- Vertices: 81
- Edges: 810
- Radius: 2
- Diameter: 2
- Girth: 3
- Automorphisms: 233,280
- Chromatic number: 7
- Properties: strongly regular; distance-transitive; Ramanujan; locally linear;

= Brouwer–Haemers graph =

In the mathematical field of graph theory, the Brouwer-Haemers graph is a 20-regular undirected graph with 81 vertices and 810 edges.
It is a strongly regular graph, a distance-transitive graph, and a Ramanujan graph. Although its construction is folklore, it was named after Andries Brouwer and Willem H. Haemers, who proved its uniqueness as a strongly regular graph.

==Construction==
The Brouwer–Haemers graph has several related algebraic constructions. One of the simplest is as a degree-4 generalized Paley graph: it can be defined by making a vertex for each element in the finite field $GF(81)$ and an edge for every two elements that differ by a fourth power.

==Properties==
The Brouwer–Haemers graph is the unique strongly regular graph with parameters (81, 20, 1, 6). This means that it has 81 vertices, 20 edges per vertex, 1 triangle per edge, and 6 length-two paths connecting each non-adjacent pair of distinct vertices. As a strongly regular graph with the third parameter equal to 1, the Brouwer–Haemers graph has the property that every edge belongs to a unique triangle; that is, it is locally linear. Finding large dense graphs with this property is one of the formulations of the Ruzsa–Szemerédi problem.

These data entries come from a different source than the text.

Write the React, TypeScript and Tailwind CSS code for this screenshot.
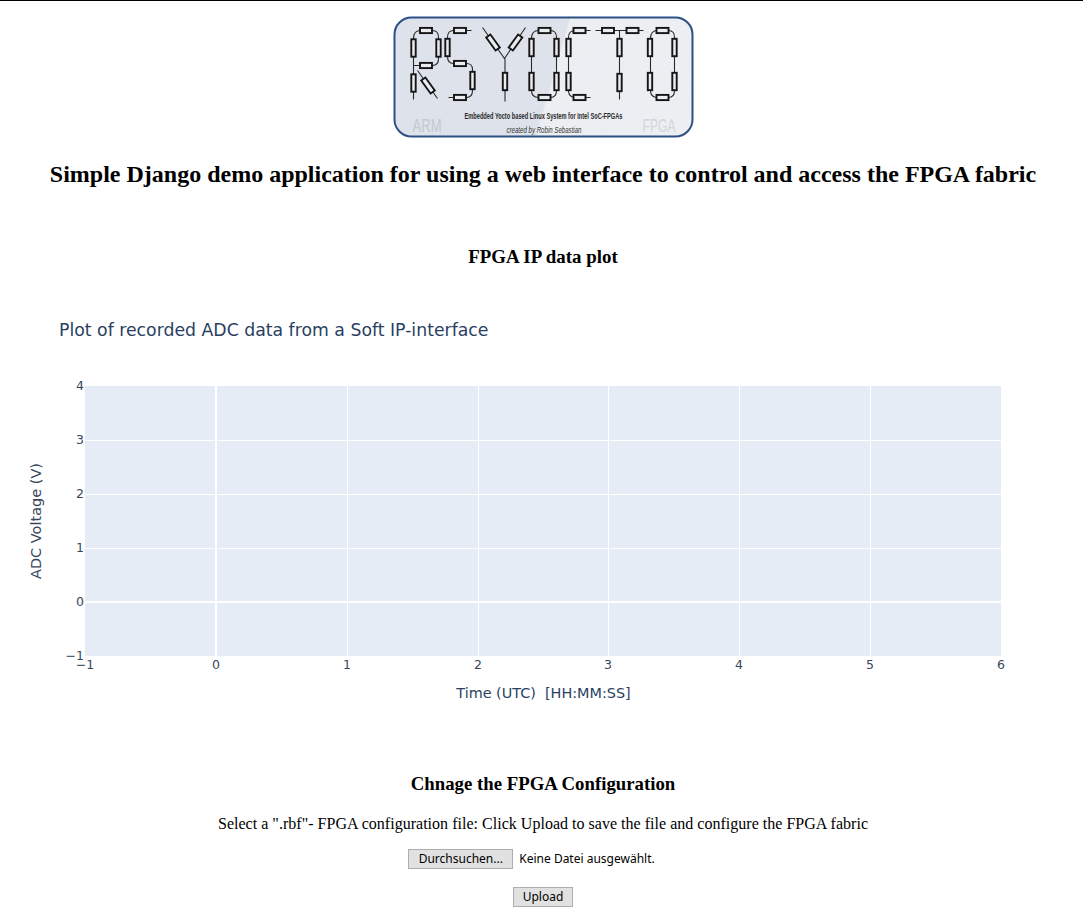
const SERIF = "font-['Liberation_Serif',serif]";

// horizontal / vertical resistor symbols for the logo
function H({ x, y }: { x: number; y: number }) {
  return <rect x={x - 6} y={y - 2.6} width={12} height={5.2} fill="#e9ecf1" stroke="#151515" strokeWidth={1.9} />;
}

function V({ x, y }: { x: number; y: number }) {
  return <rect x={x - 2.2} y={y - 8.7} width={4.4} height={17.4} fill="#e9ecf1" stroke="#151515" strokeWidth={1.9} />;
}

function D({ x, y, angle }: { x: number; y: number; angle: number }) {
  return (
    <rect
      x={x - 2.6}
      y={y - 8}
      width={5.2}
      height={16}
      fill="#e9ecf1"
      stroke="#151515"
      strokeWidth={1.9}
      transform={`rotate(${angle} ${x} ${y})`}
    />
  );
}

function Logo() {
  return (
    <svg width="301" height="122" viewBox="392.5 15.5 301 122" className="block">
      <defs>
        <pattern id="hatch" width="2" height="2" patternUnits="userSpaceOnUse" patternTransform="rotate(45)">
          <rect width="2" height="2" fill="#f0f2f5" />
          <rect width="1" height="2" fill="#e8ebef" />
        </pattern>
        <clipPath id="card">
          <rect x="394" y="17" width="298" height="119" rx="17" />
        </clipPath>
      </defs>
      <g clipPath="url(#card)">
        <rect x="393" y="16" width="300" height="121" fill="#dee2ea" />
        <path d="M570 16 L693 16 L693 137 L535 137 Z" fill="url(#hatch)" />
      </g>
      <rect x="394" y="17" width="298" height="119" rx="17" fill="none" stroke="#2c4f85" strokeWidth="2" />
      <g fill="none" stroke="#2a2a2a" strokeWidth="1.1">
        {/* R */}
        <path d="M413 99V38Q413 30 420 30H432Q438 30 438 37V58Q438 65 432 65H413" />
        <path d="M417 70L437 98" />
        {/* S */}
        <path d="M471 30H453Q447 30 447 37V56Q447 63 453 63H466Q472 63 472 69V90Q472 97 466 97H448" />
        {/* Y */}
        <path d="M482 27L504 58L525 27M504.5 58V101" />
        {/* first O */}
        <path d="M531 38Q531 30 538 30H550Q556 30 556 37V90Q556 97 550 97H538Q531 97 531 90Z" />
        {/* C */}
        <path d="M590 30H575Q568 30 568 37V90Q568 97 575 97H590" />
        {/* T */}
        <path d="M595 30H643M619 30V99" />
        {/* second O */}
        <path d="M650 38Q650 30 657 30H668Q674 30 674 37V90Q674 97 668 97H657Q650 97 650 90Z" />
      </g>
      <H x={425.5} y={30} />
      <V x={413} y={47.5} />
      <V x={438} y={47.5} />
      <H x={425.5} y={65} />
      <V x={413} y={82.5} />
      <D x={427.5} y={85} angle={-36} />
      <H x={459.5} y={30} />
      <V x={447} y={47} />
      <H x={459.5} y={63} />
      <V x={472} y={80} />
      <H x={459.5} y={97} />
      <D x={492.5} y={42} angle={-36} />
      <D x={515} y={42} angle={36} />
      <V x={504.5} y={81} />
      <H x={544} y={30} />
      <V x={531} y={47} />
      <V x={531} y={81} />
      <V x={556} y={47} />
      <V x={556} y={81} />
      <H x={544} y={97} />
      <V x={568} y={47} />
      <V x={568} y={81} />
      <H x={579} y={30} />
      <H x={579} y={97} />
      <H x={607.5} y={30} />
      <H x={632} y={30} />
      <V x={619} y={47} />
      <V x={619} y={82} />
      <V x={649.5} y={47} />
      <V x={649.5} y={81} />
      <V x={674} y={47} />
      <V x={674} y={81} />
      <H x={662} y={30} />
      <H x={662} y={97} />
      <text x="464" y="118.5" textLength="158" lengthAdjust="spacingAndGlyphs" fontFamily="Liberation Sans" fontSize="9.5" fontWeight="700" fill="#2a2a2a">
        Embedded Yocto based Linux System for Intel SoC-FPGAs
      </text>
      <text x="506" y="132" textLength="75" lengthAdjust="spacingAndGlyphs" fontFamily="Liberation Sans" fontSize="8.5" fontStyle="italic" fill="#333">
        created by Robin Sebastian
      </text>
      <text x="412" y="131" textLength="29" lengthAdjust="spacingAndGlyphs" fontFamily="Liberation Sans" fontSize="18" fill="#c3c8d1">
        ARM
      </text>
      <text x="642" y="131" textLength="33" lengthAdjust="spacingAndGlyphs" fontFamily="Liberation Sans" fontSize="18" fill="#d3d6dc">
        FPGA
      </text>
    </svg>
  );
}

const xTicks = [
  { label: "−1", x: 85 },
  { label: "0", x: 216 },
  { label: "1", x: 347 },
  { label: "2", x: 478 },
  { label: "3", x: 608 },
  { label: "4", x: 739 },
  { label: "5", x: 870 },
  { label: "6", x: 1001 },
];

const yTicks = [
  { label: "4", y: 386 },
  { label: "3", y: 440 },
  { label: "2", y: 494 },
  { label: "1", y: 548 },
  { label: "0", y: 602 },
  { label: "−1", y: 656 },
];

function Plot() {
  return (
    <svg width="1083" height="450" viewBox="0 300 1083 450" className="block" fontFamily="DejaVu Sans" fill="#2a3f5f">
      <text x="59" y="336" fontSize="17.3">Plot of recorded ADC data from a Soft IP-interface</text>
      <rect x="85" y="386" width="916" height="270" fill="#e5ecf6" />
      {xTicks.slice(1, -1).map((t) =>
        t.label === "0" ? (
          <line key={t.x} x1={t.x} x2={t.x} y1="386" y2="656" stroke="#fff" strokeWidth={2} />
        ) : (
          <line key={t.x} x1={t.x + 0.5} x2={t.x + 0.5} y1="386" y2="656" stroke="#fff" strokeWidth={1} />
        ),
      )}
      {yTicks.slice(1, -1).map((t) =>
        t.label === "0" ? (
          <line key={t.y} x1="85" x2="1001" y1={t.y} y2={t.y} stroke="#fff" strokeWidth={2} />
        ) : (
          <line key={t.y} x1="85" x2="1001" y1={t.y + 0.5} y2={t.y + 0.5} stroke="#fff" strokeWidth={1} />
        ),
      )}
      {xTicks.map((t) => (
        <text key={t.x} x={t.x} y="669" fontSize="12.5" fill="#38465a" textAnchor="middle">{t.label}</text>
      ))}
      {yTicks.map((t) => (
        <text key={t.y} x="84" y={t.y + 4} fontSize="12.5" fill="#38465a" textAnchor="end">{t.label}</text>
      ))}
      <text x="543.5" y="698" fontSize="14.4" textAnchor="middle" xmlSpace="preserve">Time (UTC)  [HH:MM:SS]</text>
      <text x="41" y="521" fontSize="14.5" fill="#38465a" textAnchor="middle" transform="rotate(-90 41 521)">ADC Voltage (V)</text>
    </svg>
  );
}

export default function App() {
  return (
    <div className={`${SERIF} h-[918px] overflow-hidden bg-white text-black`}>
      <div className="h-px bg-black" />
      <div className="pl-[3px]">
        <div className="mt-[15px] flex justify-center">
          <Logo />
        </div>
        <h1 className="mt-[22px] text-center text-[24px] font-bold leading-[28px]">
          Simple Django demo application for using a web interface to control and access the FPGA fabric
        </h1>
        <h3 className="mt-[58px] text-center text-[18.9px] font-bold leading-[22px]">FPGA IP data plot</h3>
      </div>
      <div className="mt-[32px]">
        <Plot />
      </div>
      <div className="pl-[3px]">
        <h3 className="mt-[23px] text-center text-[18.8px] font-bold leading-[22px]">Chnage the FPGA Configuration</h3>
        <p className="mt-[20px] text-center text-[16px] leading-[18px] tracking-[0.02px]">
          Select a ".rbf"- FPGA configuration file: Click Upload to save the file and configure the FPGA fabric
        </p>
        <div className="mt-[16px] flex items-center justify-center gap-[6px] pr-[23px] font-['Noto_Sans',sans-serif] text-[12px]">
          <button className="h-5 w-[105px] border border-[#adadad] bg-[#e1e1e1] leading-none">Durchsuchen...</button>
          <span>Keine Datei ausgewählt.</span>
        </div>
        <div className="mt-[18px] flex justify-center font-['Noto_Sans',sans-serif] text-[12px]">
          <button className="h-5 w-[60px] border border-[#adadad] bg-[#e1e1e1] leading-none">Upload</button>
        </div>
      </div>
    </div>
  );
}
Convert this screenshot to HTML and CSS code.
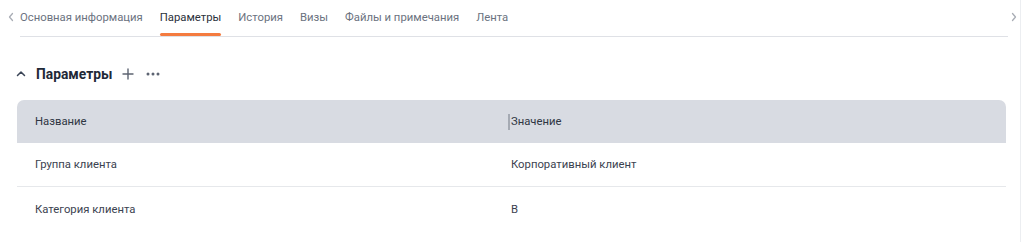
FILE: index.html
```html
<!DOCTYPE html>
<html lang="ru">
<head>
<meta charset="utf-8">
<link rel="stylesheet" href="styles.css">
</head>
<body>
<div class="page">
  <div class="tabbar">
    <span class="nav nav-left">
      <svg width="8" height="10" viewBox="0 0 8 10"><path d="M5.5 1.5 L2.5 5 L5.5 8.5" fill="none" stroke="#a9adb5" stroke-width="1.3" stroke-linecap="round" stroke-linejoin="round"/></svg>
    </span>
    <div class="tabs">
      <span class="tab">Основная информация</span>
      <span class="tab active">Параметры</span>
      <span class="tab">История</span>
      <span class="tab">Визы</span>
      <span class="tab">Файлы и примечания</span>
      <span class="tab">Лента</span>
    </div>
    <span class="nav nav-right">
      <svg width="8" height="10" viewBox="0 0 8 10"><path d="M2.5 1.5 L5.5 5 L2.5 8.5" fill="none" stroke="#a9adb5" stroke-width="1.3" stroke-linecap="round" stroke-linejoin="round"/></svg>
    </span>
  </div>

  <div class="section-head">
    <svg class="caret" width="10" height="8" viewBox="0 0 10 8"><path d="M1.5 5.5 L5 2 L8.5 5.5" fill="none" stroke="#3a4456" stroke-width="1.5" stroke-linecap="round" stroke-linejoin="round"/></svg>
    <span class="title">Параметры</span>
    <svg class="plus" width="12" height="12" viewBox="0 0 12 12"><path d="M6 1 V11 M1 6 H11" stroke="#5d6472" stroke-width="1.4" stroke-linecap="round"/></svg>
    <svg class="dots" width="14" height="4" viewBox="0 0 14 4"><circle cx="2" cy="2" r="1.5" fill="#5d6472"/><circle cx="7" cy="2" r="1.5" fill="#5d6472"/><circle cx="12" cy="2" r="1.5" fill="#5d6472"/></svg>
  </div>

  <div class="table">
    <div class="row head">
      <div class="cell">Название</div>
      <div class="cell second"><span class="divider"></span>Значение</div>
    </div>
    <div class="row">
      <div class="cell">Группа клиента</div>
      <div class="cell second">Корпоративный клиент</div>
    </div>
    <div class="row last">
      <div class="cell">Категория клиента</div>
      <div class="cell second">В</div>
    </div>
  </div>
</div>
</body>
</html>
```

FILE: styles.css
```css
* { box-sizing: border-box; }
html, body { margin: 0; padding: 0; background: #ffffff; }
body {
  font-family: Roboto, "Noto Sans", Arial, sans-serif;
  color: #333a44;
  width: 1024px;
  height: 242px;
  overflow: hidden;
}
.page {
  width: 1021px;
  height: 242px;
  border-right: 1px solid #eceef1;
}
.tabbar {
  display: flex;
  align-items: flex-start;
  height: 37px;
  padding-left: 5px;
}
.nav {
  display: flex;
  align-items: center;
  justify-content: center;
  width: 12px;
  height: 34px;
}
.nav-left { margin-right: 3px; }
.nav-right { margin-left: 0; }
.tabs {
  display: flex;
  gap: 17px;
  flex: 1;
  height: 37px;
  border-bottom: 1px solid #dfe1e6;
}
.tab {
  font-size: 11.3px;
  color: #6b7280;
  line-height: 35px;
  height: 36px;
  white-space: nowrap;
  position: relative;
}
.tab.active { color: #2b313b; }
.tab.active::after {
  content: "";
  position: absolute;
  left: 0;
  right: 0;
  bottom: 0;
  height: 3px;
  border-radius: 2px;
  background: #f47b3f;
}
.section-head {
  display: flex;
  align-items: center;
  height: 24px;
  margin-top: 25px;
  padding-left: 16px;
}
.caret { margin-right: 10px; }
.title {
  font-size: 13.8px;
  font-weight: 700;
  color: #1f2937;
  margin-right: 10px;
}
.plus { margin-right: 12px; }
.table {
  margin: 14px 0 0 17px;
  width: 989px;
}
.row {
  display: flex;
  height: 44px;
  align-items: center;
  border-bottom: 1px solid #e6e8eb;
  font-size: 11.3px;
  color: #3b4250;
}
.row.head {
  height: 43px;
  background: #d8dbe2;
  border-bottom: none;
  border-radius: 7px 7px 0 0;
  color: #2f3642;
}
.row.last { border-bottom: none; }
.cell {
  width: 491px;
  padding-left: 18px;
  white-space: nowrap;
}
.cell.second {
  display: flex;
  align-items: center;
  padding-left: 3px;
}
.row.head .cell.second { padding-left: 0; }
.divider {
  display: inline-block;
  width: 2px;
  height: 16px;
  background: #a5aab3;
  margin-right: 1px;
}
```
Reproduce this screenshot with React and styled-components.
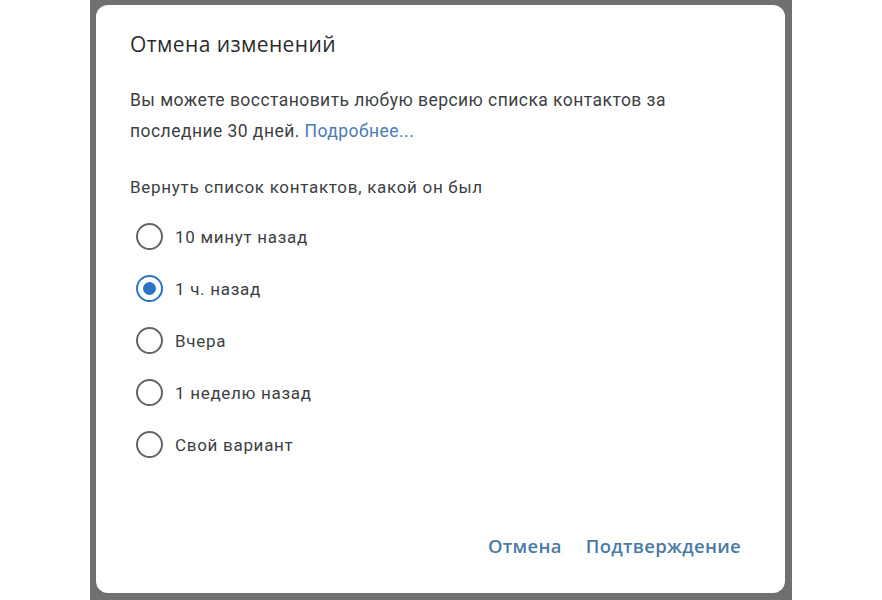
import { useState } from 'react'
import styled, { createGlobalStyle } from 'styled-components'

const GlobalStyle = createGlobalStyle`
    html, body {
        margin: 0;
        padding: 0;
        background: #ffffff;
    }
`

const Page = styled.div`
    width: 882px;
    height: 600px;
    display: flex;
    justify-content: center;
`

const Backdrop = styled.div`
    width: 702px;
    height: 600px;
    background: #707070;
    padding: 5px 7px 7px 6px;
    box-sizing: border-box;
`

const Dialog = styled.div`
    height: 100%;
    background: #ffffff;
    border-radius: 12px;
    padding: 27px 44px 30px 34px;
    box-sizing: border-box;
    display: flex;
    flex-direction: column;
    font-family: Roboto, "Noto Sans", sans-serif;
    color: #3c3f42;
`

const Title = styled.h2`
    margin: 0;
    font-family: "Open Sans", "Noto Sans", sans-serif;
    font-weight: 500;
    font-size: 21px;
    line-height: 24px;
    letter-spacing: 0.4px;
    color: #2b2c2e;
`

const Text = styled.p`
    margin: ${props => props.top || 0}px 0 0;
    font-size: ${props => props.big ? '17.5px' : '17px'};
    line-height: 31px;
    letter-spacing: ${props => props.big ? '0.45px' : '0.7px'};
`

const Link = styled.a`
    color: #4a7db0;
    text-decoration: none;
`

const Options = styled.div`
    margin-top: 8px;
    display: flex;
    flex-direction: column;
`

const Option = styled.label`
    height: 52px;
    display: flex;
    align-items: center;
    gap: 12px;
    padding-left: 6px;
    font-size: 17px;
    letter-spacing: 0.7px;
    cursor: pointer;
`

const Radio = styled.span`
    width: 27px;
    height: 27px;
    border-radius: 50%;
    border: 2.5px solid ${props => props.checked ? '#2a73c9' : '#646464'};
    box-sizing: border-box;
    display: flex;
    align-items: center;
    justify-content: center;

    &::after {
        content: '';
        width: 13px;
        height: 13px;
        border-radius: 50%;
        background: #2a73c9;
        display: ${props => props.checked ? 'block' : 'none'};
    }
`

const Actions = styled.div`
    margin-top: auto;
    display: flex;
    justify-content: flex-end;
    gap: 24px;
`

const Button = styled.button`
    border: none;
    background: none;
    padding: 0;
    height: 36px;
    font-family: "Open Sans", "Noto Sans", sans-serif;
    font-weight: 600;
    font-size: 18.5px;
    letter-spacing: 0.3px;
    color: #4a7aa3;
    cursor: pointer;
`

const options = ['10 минут назад', '1 ч. назад', 'Вчера', '1 неделю назад', 'Свой вариант']

const App = () => {
    const [selected, setSelected] = useState(1)

    return (
        <>
            <GlobalStyle />
            <Page>
                <Backdrop>
                    <Dialog>
                        <Title>Отмена изменений</Title>
                        <Text top={28.5} big>
                            Вы можете восстановить любую версию списка контактов за последние 30 дней. <Link href='#'>Подробнее...</Link>
                        </Text>
                        <Text top={25}>Вернуть список контактов, какой он был</Text>
                        <Options>
                            {options.map((item, index) => (
                                <Option key={item} onClick={() => setSelected(index)}>
                                    <Radio checked={selected === index} />
                                    {item}
                                </Option>
                            ))}
                        </Options>
                        <Actions>
                            <Button>Отмена</Button>
                            <Button>Подтверждение</Button>
                        </Actions>
                    </Dialog>
                </Backdrop>
            </Page>
        </>
    )
}

export default App
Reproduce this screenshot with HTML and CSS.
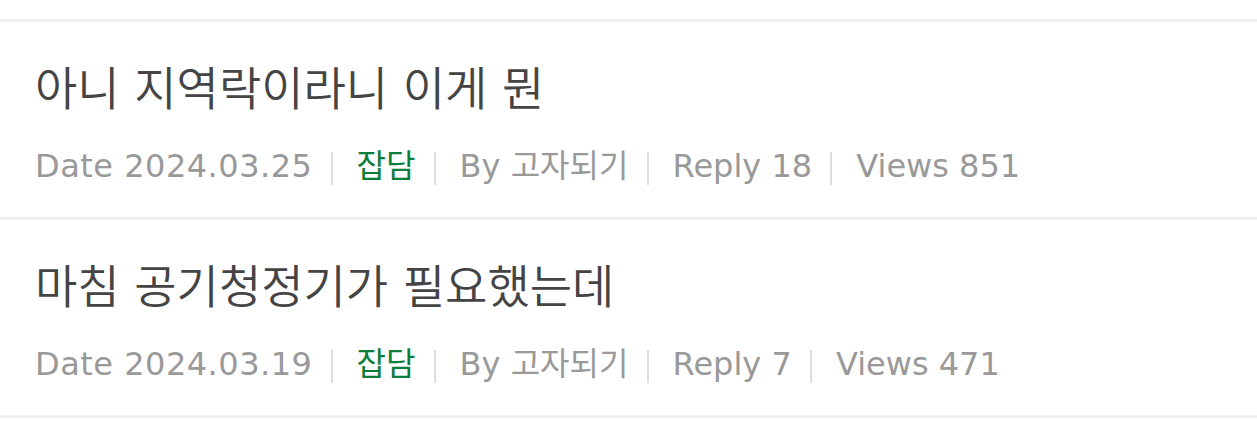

As well as being strongly regular it is a distance-transitive graph.

==History==
Although Brouwer writes that this graph's "construction is folklore", and cites as an early reference a 1964 paper on Latin squares by Dale M. Mesner, it is named after Andries Brouwer and Willem H. Haemers, who in 1992 published a proof that it is the only strongly regular graph with the same parameters.

==Related graphs==
The Brouwer–Haemers graph is the first in an infinite family of Ramanujan graphs defined as generalized Paley graphs over fields of characteristic three. With the $3\times 3$ Rook's graph and the Games graph, it is one of only three possible strongly regular graphs whose parameters have the form $\bigl((n^2+3n-1)^2,n^2(n+3),1,n(n+1)\bigr)$.

It should be distinguished from the Sudoku graph, a different 20-regular 81-vertex graph. The Sudoku graph is derived from Sudoku puzzles by making a vertex for each square of the puzzle and connecting two squares by an edge when they belong to the same row, column, or $3\times 3$ block of the puzzle. It has many 9-vertex cliques and requires 9 colors in any graph coloring; a 9-coloring of this graph describes a solved Sudoku puzzle. In contrast, for the Brouwer–Haemers graph, the largest cliques are the triangles and the number of colors needed is 7.